Decía Blasco Ibáñez, en El Sol, en 1922: “Hace dos años y medio me avergonzaba de mis fabulosas ganancias. Hoy ya no; las encuentro naturales y quiero aumentarlas. Los dos escritores que ganamos más dinero en el mundo somos Rudyard Kipling y yo; es decir, no. Hay un tercero: Wells. Sí, somos tres los escritores que ganamos más en el mundo. Tengo más de un millón de dólares. Cobro setecientos por un cuento corto. Las empresas editoriales de los Estados Unidos me cablegrafían pidiéndome artículos constantemente, sobre tal o cual tema. Y así hago esta vida mezclada de príncipe y esclavo: príncipe, por mis automóviles, por mis jardines en la Costa Azul, por mis relaciones internacionales constantes con los huéspedes de París, Montecarlo y Nueva York; de esclavo, porque sigo trabajando de doce a catorce horas diarias, escribiendo novelas o dictando pequeñeces a mis secretarios”.

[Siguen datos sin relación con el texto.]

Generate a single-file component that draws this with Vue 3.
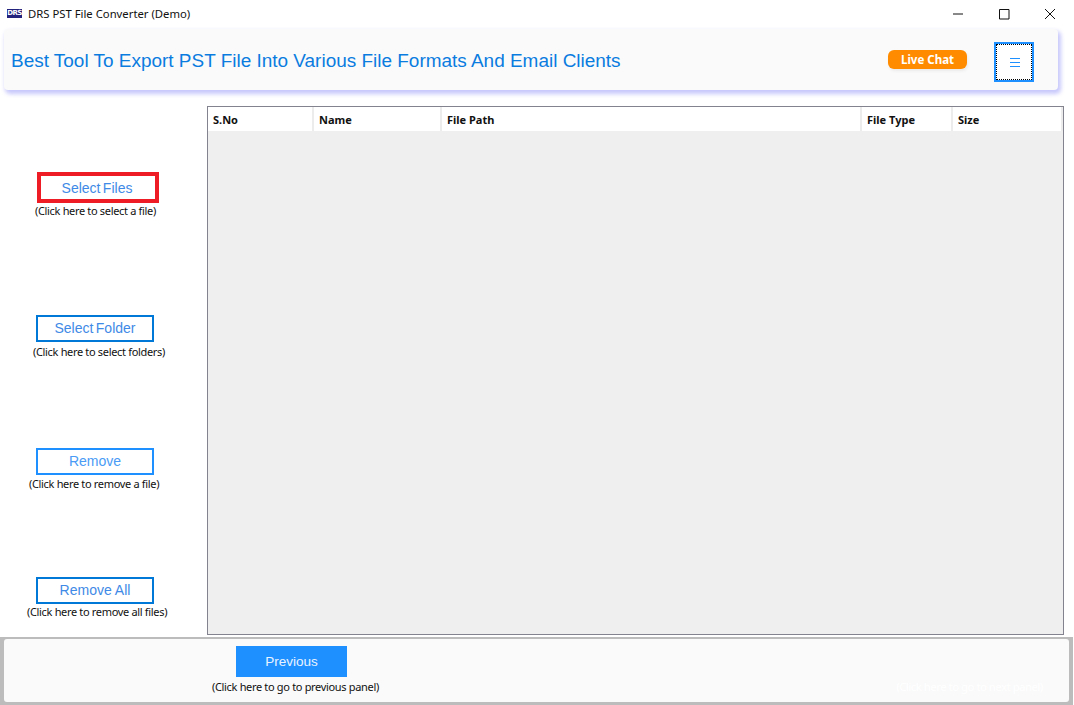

¿De verdad Blasco Ibáñez llegó a expresarse, a autorretratarse literalmente así? Lo que está claro es que semejante figura sigue pidiendo en España una película, una serie –después de la propuesta de Luis García Berlanga– y una biografía de calidad y fácil acceso que le pongan en contacto con los espectadores y lectores de hoy.